Sweden had dominated the Baltic Sea since the early 1600s. To challenge this control, Peter declared war on Sweden in 1700.

After a 21-year conflict, Peter defeated the Swedes, establishing Russian control of the Baltic and signaling Sweden’s decline as a major power.

17
Q

Who were the boyers?

A

The boyers were old Russian noble families. Much to their chagrin, Peter the Great forced the boyers to wear Western clothing and shave their beards and serve in the Army.

He also forced the boyers to construct houses to his specifications in his new capital city of St. Petersburg.

18
Q

How did the legal condition of the serfs in Russia differ from their Central European counterparts during the 17th and 18th centuries?

A

Although both Central European and Russian serfs had few rights, in Russia the serfs were not tied to the land. They could be forced to work in mines or factories and sold off at any time.

19
Q

What female Russian Tsarina is considered Russia’s only Enlightened Despot?

A

Catherine the Great (1729-1796) allowed some religious freedom and limited adoption of printing presses. She corresponded with Voltaire, is considered Russia’s only Enlightened Despot. Her reforms ceased with Pugachev’s Rebellion.

Catherine was no saint; historians believe she murdered her husband so she could seize the throne.

20
Q

What event marked the end of Catherine the Great’s reforms?

A

In 1773 a group of Cossacks and peasants revolted, demanding land and freedom. The Russian Army crushed what became known as Pugachev’s Rebellion.

Catherine allowed the nobles to have complete control over their serfs, and decided against further reforms.

21
Q

What five powers were considered the strongest nations of Europe in 1715?

A

The five strongest nations in Europe were France, Britain, Prussia, Austria, and Russia. Formerly powerful nations, such as Sweden, Spain, and the Dutch Republic, had declined in power compared to better organized and/or larger nations.

22
Q

Define:

balance of power

A

The balance of power was a central tenet of European diplomacy for centuries, dedicated to ensuring that a single nation did not dominate the Continent.

If one nation became too strong and upset the balance, the other nations banded together to offset their neighbor’s power.

23
Q

What political power struggles dominated Central Europe in the 1700s?

A

In Central Europe, the primary political power struggle was between the Habsburgs and the Hohenzollerns.

Both sides sought alliances with either the French or the English, who were engaged in their own Western European power struggle. These shifting alliances maintained the European balance of power.

24
Q

What political power struggles dominated Western Europe in the 1700s?

A

In Western Europe, the primary struggle was between the English and French. Both sides sought alliances with either the Hohenzollerns or the Hapsburgs, engaged in their own Eastern European power struggle.

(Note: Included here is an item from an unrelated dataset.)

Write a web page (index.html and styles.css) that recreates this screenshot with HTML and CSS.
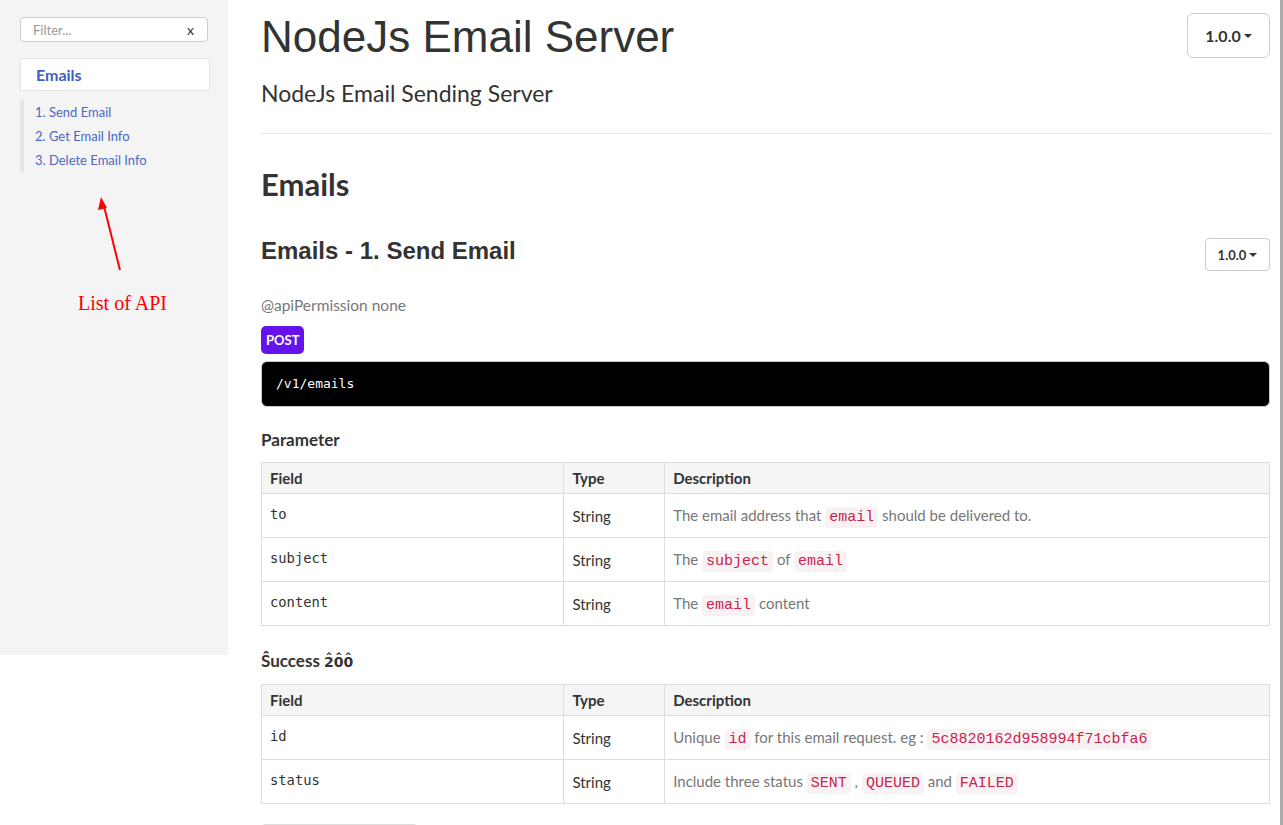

These shifting alliances maintained the European balance of power.

25
Q

Although he’d agreed to the Pragmatic Sanction, how did Frederick the Great react to the death of Charles VI in 1740?

A

Frederick the Great refused to recognize Maria Theresa’s claim to the Hapsburg throne, and used it as an excuse to declare war on Austria.

In the resulting War of the Austrian Succession, Prussia was joined by France, Spain, Bavaria, and Saxony. Great Britain and Russia allied with Austria.

26
Q

The Treaty of Aix-la-Chapelle (1748) resolved the War of the Austrian Succession. What were the treaty’s results?

A

Under the Treaty of Aix-la-Chapelle, Maria Theresa remained on the Hapsburg throne, and Prussia gained control of Silesia, a rich and populous territory that allowed Prussia to compete with Austria as an equal.

27
Q

After the War of the Austrian Succession, Count Kaunitz, the Austrian foreign minister, was determined to regain Silesia, and reached an alliance with what long-time Hapsburg foe?

A

In 1756, Count Kaunitz reached an alliance with her old enemy France against Prussia. Russia and Sweden later joined the alliance as well. To cement the new Franco-Austrian alliance, Maria Theresa’s daughter Marie Antoinette was given in marriage to the future Louis XVI.

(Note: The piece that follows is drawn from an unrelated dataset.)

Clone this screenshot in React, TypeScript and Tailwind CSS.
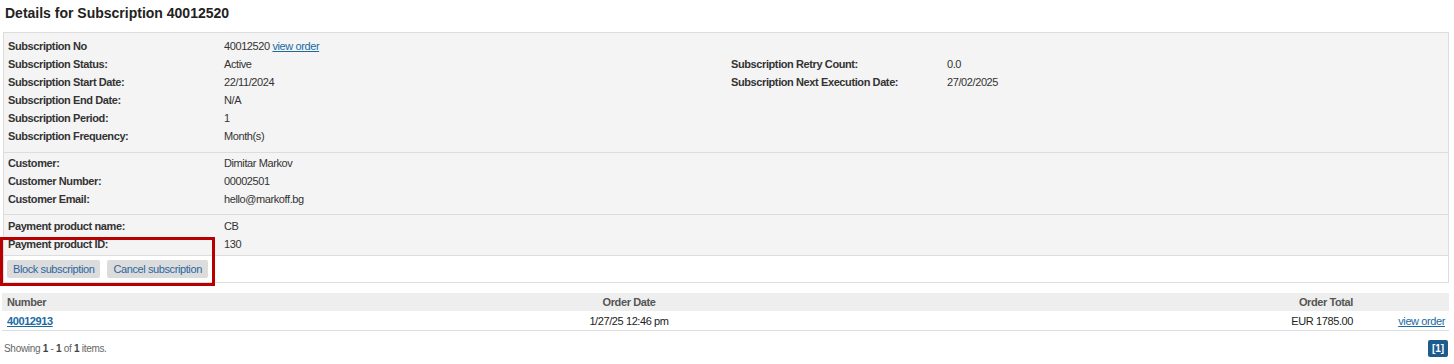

To restore the balance of power, Great Britain allied herself to Prussia.

28
Q

The Seven Years’ War (1756-1763) took place primarily in what country?

A

For most of the war, the armies of France, Russia, and Sweden focused on Prussia, devastating the country. Frederick the Great, campaigning in person, kept his army intact and inflicted serious defeats on all three major powers.

When Czar Peter III (Catherine the Great’s soon to be deceased husband) took the throne, the Russians dropped out of the war, and the Peace of Paris (1763) followed. Great Britain contributed monetarily to the Prussian defense, but mainly concerned herself with acquiring French colonial possessions.

29
Q

In 1763 the Peace of Paris and the Treaty of Hubertusburg resolved the Seven Years’ War. What did the treaties establish?

A

Pursuant to the treaties, Britain acquired Canada which the French allowed in exchange for the small Caribbean island of Guadeloupe. Otherwise no significant territorial changes took place. For the remainder of his reign, Frederick the Great focused on rebuilding his kingdom, which had withstood seven years of war.

In America, the war had been known as the French and Indian War, and American colonists aided the British army in the conquest of Canada.

30
Q

In three separate phases between 1750 and 1800, what country was divided between Austria, Russia, and Prussia?

A

Austria, Russia, and Prussia divided the country of Poland between themselves, each taking a third. The division of Poland marked the end of the independent Polish state, which would remain divided and conquered until 1918.